> _EXERCISE DESCRIPTION_
Search the data for the word "this" and copy every line that contains it.
* START LISTING *
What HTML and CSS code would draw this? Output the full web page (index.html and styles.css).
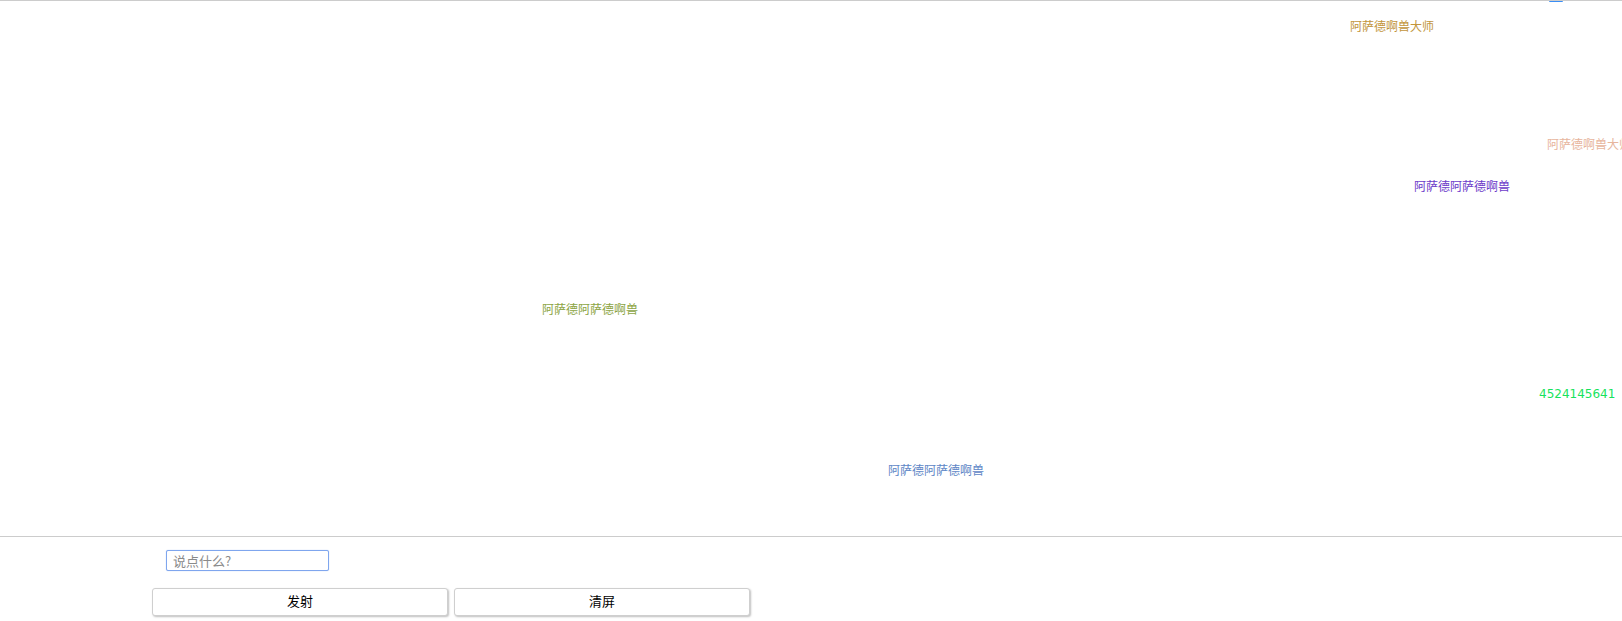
* END LISTING *
* START LISTING *
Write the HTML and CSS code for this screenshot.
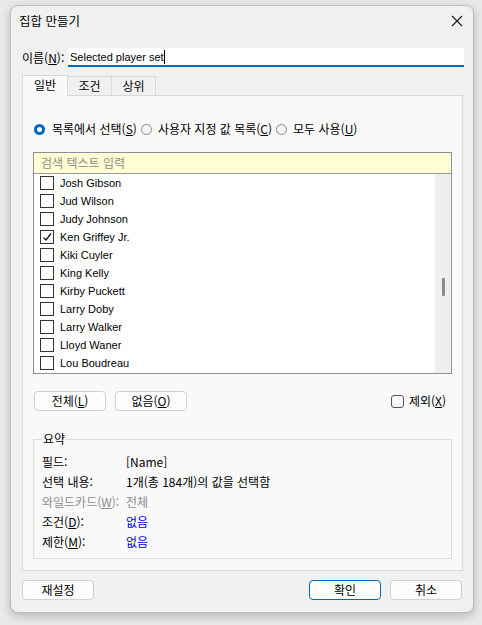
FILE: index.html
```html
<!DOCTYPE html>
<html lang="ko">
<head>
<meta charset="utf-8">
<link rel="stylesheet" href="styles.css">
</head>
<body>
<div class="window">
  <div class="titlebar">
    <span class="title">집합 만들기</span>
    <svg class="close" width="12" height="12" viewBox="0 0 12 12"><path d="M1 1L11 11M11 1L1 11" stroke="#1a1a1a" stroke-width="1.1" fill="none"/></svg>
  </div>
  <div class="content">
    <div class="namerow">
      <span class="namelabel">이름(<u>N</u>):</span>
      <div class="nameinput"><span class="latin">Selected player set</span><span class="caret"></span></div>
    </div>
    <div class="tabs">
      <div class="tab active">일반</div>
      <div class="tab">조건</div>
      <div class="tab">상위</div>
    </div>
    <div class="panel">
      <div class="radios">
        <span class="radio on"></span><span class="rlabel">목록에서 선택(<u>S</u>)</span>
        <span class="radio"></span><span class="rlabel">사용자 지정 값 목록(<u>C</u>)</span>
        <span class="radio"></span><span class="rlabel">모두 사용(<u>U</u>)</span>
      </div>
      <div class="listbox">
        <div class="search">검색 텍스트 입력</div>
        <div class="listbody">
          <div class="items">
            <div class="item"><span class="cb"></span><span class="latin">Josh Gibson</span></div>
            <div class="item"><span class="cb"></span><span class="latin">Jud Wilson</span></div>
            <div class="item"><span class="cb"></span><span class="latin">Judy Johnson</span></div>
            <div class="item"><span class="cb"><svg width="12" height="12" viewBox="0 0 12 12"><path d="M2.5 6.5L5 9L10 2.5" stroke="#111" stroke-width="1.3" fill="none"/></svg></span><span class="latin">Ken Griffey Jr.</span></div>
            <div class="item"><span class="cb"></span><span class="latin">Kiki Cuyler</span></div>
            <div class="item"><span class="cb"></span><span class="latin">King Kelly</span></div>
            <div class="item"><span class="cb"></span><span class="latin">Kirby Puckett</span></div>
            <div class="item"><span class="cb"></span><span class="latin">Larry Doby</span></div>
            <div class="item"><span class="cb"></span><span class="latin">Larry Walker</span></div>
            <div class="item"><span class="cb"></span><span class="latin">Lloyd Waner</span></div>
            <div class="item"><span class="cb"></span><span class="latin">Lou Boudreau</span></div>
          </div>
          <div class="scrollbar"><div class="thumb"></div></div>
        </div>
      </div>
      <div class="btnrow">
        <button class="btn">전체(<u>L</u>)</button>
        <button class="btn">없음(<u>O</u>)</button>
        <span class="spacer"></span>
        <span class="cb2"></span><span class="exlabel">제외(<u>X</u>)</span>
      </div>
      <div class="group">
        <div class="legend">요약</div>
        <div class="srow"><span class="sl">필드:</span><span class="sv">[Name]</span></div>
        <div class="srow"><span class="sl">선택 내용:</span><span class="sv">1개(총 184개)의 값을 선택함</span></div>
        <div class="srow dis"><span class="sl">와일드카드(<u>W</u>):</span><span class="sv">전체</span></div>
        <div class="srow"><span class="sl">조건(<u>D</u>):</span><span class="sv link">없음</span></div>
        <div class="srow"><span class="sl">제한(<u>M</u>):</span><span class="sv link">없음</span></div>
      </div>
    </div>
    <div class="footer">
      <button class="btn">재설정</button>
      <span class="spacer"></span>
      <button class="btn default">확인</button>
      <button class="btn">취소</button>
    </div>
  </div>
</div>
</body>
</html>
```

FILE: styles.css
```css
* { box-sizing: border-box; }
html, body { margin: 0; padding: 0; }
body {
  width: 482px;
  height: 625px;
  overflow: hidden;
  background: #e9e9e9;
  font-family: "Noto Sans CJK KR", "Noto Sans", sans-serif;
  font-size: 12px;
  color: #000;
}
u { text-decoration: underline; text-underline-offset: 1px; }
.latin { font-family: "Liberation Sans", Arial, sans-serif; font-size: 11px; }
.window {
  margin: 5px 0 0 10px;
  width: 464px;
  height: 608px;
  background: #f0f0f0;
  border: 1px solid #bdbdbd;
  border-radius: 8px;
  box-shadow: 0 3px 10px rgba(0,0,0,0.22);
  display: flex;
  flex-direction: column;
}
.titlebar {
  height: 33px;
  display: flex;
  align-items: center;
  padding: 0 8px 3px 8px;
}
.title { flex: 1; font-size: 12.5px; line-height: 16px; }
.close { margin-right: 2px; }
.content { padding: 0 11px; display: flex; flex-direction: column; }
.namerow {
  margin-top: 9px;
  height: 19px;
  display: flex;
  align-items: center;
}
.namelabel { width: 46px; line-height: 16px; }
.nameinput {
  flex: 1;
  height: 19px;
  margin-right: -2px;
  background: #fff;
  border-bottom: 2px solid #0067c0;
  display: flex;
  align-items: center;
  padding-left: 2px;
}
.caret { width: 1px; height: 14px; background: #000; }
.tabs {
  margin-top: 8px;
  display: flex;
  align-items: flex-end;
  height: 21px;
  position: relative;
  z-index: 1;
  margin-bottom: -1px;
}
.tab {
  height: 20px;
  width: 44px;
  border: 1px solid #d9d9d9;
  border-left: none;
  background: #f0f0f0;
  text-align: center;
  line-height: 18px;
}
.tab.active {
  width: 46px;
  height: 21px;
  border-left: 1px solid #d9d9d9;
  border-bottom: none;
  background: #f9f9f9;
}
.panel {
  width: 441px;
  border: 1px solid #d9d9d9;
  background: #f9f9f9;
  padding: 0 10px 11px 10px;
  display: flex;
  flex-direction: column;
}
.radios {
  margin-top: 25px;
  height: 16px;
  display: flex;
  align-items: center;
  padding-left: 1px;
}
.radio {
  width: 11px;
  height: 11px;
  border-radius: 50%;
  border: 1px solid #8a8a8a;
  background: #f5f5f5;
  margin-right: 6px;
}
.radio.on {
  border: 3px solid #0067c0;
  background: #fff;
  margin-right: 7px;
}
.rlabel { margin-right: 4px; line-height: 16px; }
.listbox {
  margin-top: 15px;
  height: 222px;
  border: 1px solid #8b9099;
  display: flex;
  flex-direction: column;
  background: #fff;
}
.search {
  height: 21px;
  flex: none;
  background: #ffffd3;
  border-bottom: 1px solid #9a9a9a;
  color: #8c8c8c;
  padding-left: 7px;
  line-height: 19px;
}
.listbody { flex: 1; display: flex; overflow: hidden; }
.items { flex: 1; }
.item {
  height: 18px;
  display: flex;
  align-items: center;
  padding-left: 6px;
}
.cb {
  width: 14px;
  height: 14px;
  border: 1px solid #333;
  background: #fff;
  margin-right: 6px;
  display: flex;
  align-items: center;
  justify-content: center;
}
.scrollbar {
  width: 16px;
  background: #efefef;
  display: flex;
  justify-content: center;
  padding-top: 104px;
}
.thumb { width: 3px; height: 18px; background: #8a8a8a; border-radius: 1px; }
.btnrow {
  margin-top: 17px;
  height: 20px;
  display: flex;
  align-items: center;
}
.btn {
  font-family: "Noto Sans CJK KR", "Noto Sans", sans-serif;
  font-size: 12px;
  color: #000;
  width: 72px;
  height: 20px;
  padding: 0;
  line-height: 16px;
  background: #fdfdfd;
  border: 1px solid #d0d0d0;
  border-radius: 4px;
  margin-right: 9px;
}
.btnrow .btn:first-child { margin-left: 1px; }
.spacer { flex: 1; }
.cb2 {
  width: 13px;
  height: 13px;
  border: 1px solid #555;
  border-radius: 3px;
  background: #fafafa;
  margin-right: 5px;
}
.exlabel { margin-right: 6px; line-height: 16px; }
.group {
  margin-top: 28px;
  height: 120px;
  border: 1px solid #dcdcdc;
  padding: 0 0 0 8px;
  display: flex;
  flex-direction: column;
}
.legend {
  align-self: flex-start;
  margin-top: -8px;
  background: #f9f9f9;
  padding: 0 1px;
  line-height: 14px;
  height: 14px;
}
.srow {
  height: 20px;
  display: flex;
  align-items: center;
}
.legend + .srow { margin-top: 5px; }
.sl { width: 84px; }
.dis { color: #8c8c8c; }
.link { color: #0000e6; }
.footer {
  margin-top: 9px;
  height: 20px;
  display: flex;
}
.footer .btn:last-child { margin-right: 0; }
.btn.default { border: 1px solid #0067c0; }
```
* END LISTING *
> _FINAL RESULT_
What HTML and CSS code would draw this? Output the full web page (index.html and styles.css).
Write the HTML and CSS code for this screenshot.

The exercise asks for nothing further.